I know that Protestant is a broad term that covers a lot of different denominations, but in general, when compared to the Catholic Church' concept on free will, do the two see differently anywhere on this issue ?


----------



## Reformed Thomist (Jul 13, 2009)

I think we may be able to say that the will is _less_ 'free' according to the Roman Catholic Church, insofar as this communion teaches that the actual infusion of grace in a new believer -- the 'moment of conversion', so to speak, that which gets the ball rolling in a person's faith life -- is one-hundred percent from the Lord. That is, it is operative or monergistic: a free, unmerited, undeserved gift from God to the individual man. A man cannot simply 'choose' on his own to believe in the articles of faith when they are presented to him, or even contribute to his being able to believe. This is due to the RCC's appreciation of the doctrine of Original Sin; in order for a man to be saved, the first step toward that (very distant and very uncertain, as least from our perspective) end must be made by God alone, and this Divine act is effectual, simply _happening_ to the (passive) person, who does not -- cannot -- resist it.
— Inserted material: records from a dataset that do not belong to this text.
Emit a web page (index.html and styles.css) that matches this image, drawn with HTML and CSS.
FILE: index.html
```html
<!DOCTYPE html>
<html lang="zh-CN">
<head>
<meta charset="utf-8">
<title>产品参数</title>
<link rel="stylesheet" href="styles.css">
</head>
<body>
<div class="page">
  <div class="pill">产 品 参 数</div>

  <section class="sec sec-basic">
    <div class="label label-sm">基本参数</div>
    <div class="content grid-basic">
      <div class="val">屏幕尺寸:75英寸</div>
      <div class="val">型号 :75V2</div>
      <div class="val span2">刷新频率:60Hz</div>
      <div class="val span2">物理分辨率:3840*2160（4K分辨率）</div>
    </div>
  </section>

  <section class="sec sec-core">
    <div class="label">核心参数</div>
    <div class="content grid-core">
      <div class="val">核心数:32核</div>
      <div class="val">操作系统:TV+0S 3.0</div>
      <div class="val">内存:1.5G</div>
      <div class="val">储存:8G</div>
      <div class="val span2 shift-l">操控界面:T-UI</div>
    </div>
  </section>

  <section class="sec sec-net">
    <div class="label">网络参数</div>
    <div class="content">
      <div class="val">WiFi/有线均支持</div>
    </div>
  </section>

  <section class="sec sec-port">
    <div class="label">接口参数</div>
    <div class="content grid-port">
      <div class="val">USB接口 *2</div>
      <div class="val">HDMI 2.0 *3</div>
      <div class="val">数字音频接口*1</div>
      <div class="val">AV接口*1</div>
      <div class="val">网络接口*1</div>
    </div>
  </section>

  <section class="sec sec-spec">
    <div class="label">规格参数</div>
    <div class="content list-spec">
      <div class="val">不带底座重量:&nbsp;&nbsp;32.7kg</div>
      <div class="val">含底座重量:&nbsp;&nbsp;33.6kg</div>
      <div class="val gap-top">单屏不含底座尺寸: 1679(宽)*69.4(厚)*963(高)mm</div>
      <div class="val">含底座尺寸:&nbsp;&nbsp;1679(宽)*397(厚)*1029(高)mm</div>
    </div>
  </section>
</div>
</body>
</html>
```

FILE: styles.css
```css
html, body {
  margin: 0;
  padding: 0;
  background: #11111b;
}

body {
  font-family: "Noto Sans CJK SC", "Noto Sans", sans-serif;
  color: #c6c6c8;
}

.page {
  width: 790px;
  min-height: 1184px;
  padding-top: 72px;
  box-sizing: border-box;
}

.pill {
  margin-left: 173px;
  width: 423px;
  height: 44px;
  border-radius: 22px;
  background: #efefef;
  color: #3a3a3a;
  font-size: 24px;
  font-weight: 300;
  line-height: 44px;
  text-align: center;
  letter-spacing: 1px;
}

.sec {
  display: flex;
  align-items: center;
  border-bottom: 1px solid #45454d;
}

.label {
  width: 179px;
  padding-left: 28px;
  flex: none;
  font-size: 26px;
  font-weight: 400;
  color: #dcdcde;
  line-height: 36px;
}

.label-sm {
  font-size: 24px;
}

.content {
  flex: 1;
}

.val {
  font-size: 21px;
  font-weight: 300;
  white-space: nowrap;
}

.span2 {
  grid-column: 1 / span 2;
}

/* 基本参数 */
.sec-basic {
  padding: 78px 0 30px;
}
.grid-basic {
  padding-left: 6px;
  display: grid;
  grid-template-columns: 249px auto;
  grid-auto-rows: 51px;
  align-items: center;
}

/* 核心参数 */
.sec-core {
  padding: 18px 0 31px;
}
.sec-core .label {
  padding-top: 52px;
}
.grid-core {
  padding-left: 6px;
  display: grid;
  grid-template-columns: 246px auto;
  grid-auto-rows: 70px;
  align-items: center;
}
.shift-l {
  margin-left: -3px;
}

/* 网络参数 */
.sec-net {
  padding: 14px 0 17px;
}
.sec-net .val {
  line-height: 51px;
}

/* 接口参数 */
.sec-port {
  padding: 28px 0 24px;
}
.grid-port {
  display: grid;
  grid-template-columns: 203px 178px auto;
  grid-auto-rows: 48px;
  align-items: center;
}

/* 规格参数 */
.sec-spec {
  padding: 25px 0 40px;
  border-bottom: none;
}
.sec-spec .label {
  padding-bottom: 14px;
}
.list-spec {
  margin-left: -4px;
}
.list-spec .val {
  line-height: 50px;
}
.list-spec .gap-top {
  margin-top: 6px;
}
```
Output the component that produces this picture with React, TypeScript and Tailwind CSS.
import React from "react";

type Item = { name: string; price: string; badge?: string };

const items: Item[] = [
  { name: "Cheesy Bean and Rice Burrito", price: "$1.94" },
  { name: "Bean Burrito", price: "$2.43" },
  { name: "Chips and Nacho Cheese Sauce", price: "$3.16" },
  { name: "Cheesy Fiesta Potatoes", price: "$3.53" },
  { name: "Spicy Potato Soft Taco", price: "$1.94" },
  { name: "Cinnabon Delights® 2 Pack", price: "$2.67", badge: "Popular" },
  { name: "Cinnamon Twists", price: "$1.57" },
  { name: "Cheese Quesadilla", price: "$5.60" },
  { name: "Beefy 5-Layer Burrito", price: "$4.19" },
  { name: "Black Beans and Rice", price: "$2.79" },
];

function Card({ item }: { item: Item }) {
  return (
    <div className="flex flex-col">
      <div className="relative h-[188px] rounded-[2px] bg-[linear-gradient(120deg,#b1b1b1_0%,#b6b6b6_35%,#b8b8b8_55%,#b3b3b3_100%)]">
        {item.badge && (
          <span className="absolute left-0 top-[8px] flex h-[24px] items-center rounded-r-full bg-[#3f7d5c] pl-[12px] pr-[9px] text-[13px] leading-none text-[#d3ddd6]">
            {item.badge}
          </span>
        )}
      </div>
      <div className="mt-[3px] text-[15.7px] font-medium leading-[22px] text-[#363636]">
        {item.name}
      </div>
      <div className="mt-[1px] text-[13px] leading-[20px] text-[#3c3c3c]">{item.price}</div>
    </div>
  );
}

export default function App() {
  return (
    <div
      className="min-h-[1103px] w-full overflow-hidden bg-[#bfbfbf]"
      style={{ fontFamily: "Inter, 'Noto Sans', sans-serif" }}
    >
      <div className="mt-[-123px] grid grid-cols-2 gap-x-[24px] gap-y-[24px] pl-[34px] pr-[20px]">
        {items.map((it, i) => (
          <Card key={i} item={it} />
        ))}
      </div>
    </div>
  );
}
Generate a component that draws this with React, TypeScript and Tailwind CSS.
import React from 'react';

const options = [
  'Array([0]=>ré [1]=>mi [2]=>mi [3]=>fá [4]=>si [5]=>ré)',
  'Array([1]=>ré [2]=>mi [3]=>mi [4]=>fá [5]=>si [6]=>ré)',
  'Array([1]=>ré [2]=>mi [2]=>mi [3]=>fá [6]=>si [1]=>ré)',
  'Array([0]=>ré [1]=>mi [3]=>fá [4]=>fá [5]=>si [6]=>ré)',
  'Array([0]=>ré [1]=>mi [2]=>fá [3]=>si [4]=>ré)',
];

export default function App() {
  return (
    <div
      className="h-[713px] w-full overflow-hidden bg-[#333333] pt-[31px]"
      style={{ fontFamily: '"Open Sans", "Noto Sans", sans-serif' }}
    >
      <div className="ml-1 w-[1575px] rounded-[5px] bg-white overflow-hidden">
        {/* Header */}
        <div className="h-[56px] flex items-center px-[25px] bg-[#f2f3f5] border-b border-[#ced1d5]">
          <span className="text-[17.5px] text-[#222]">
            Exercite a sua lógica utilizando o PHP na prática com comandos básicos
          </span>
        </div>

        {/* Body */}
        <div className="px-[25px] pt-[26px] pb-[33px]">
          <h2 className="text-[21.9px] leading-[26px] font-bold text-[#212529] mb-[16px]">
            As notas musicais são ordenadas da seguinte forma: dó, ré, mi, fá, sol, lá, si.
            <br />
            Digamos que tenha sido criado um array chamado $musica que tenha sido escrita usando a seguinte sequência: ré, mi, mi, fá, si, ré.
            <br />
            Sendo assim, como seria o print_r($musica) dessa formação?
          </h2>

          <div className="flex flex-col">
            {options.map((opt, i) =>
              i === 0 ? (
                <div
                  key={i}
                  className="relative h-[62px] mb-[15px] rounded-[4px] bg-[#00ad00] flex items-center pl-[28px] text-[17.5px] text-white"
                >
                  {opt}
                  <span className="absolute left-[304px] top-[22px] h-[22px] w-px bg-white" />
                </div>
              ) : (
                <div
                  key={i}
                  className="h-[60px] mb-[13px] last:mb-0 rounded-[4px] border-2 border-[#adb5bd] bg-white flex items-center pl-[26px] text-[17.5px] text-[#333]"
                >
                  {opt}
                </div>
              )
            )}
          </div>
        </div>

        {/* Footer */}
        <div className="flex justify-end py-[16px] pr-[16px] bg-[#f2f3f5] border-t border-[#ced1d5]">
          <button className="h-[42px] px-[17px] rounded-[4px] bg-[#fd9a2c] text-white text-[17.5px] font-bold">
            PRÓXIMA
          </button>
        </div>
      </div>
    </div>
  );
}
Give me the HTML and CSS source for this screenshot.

When a Roman Catholic says that his faith is a "gift from God," he means it, at least with respect to the _initial_ faith-producing infusion of grace.

(Of course, from this point on things begin to look more synergistic or co-operative: the 'new man' can nonetheless go on to commit mortal sin after the fact, destroying the grace that he had received from God. _When_ this happens, he is required to seek out the Sacrament of Penance -- that is, if God so finds it in His will to distribute the grace necessary for _this_ positive decision [which may or may not happen] -- which restores him to a state of grace, etc., and off he goes on his merry way into the system of sacramental soteriology, hoping to be a good enough boy, grace-cooperative enough, that he will be in a state of grace when he happens to kick off.)


----------



## dr_parsley (Jul 14, 2009)

cecat90 said:


> Is there a difference between how Arminian Protestants see Free Will as opposed to the Catholic Church?
> 
> I know that Protestant is a broad term that covers a lot of different denominations, but in general, when compared to the Catholic Church' concept on free will, do the two see differently anywhere on this issue ?



They see it as less important. Thomists and Molinists exist within the same church and have been told not to argue too much. Amongst people on the ground, they probably veer towards Arminian/Molinist in the absence of a clear teaching.


----------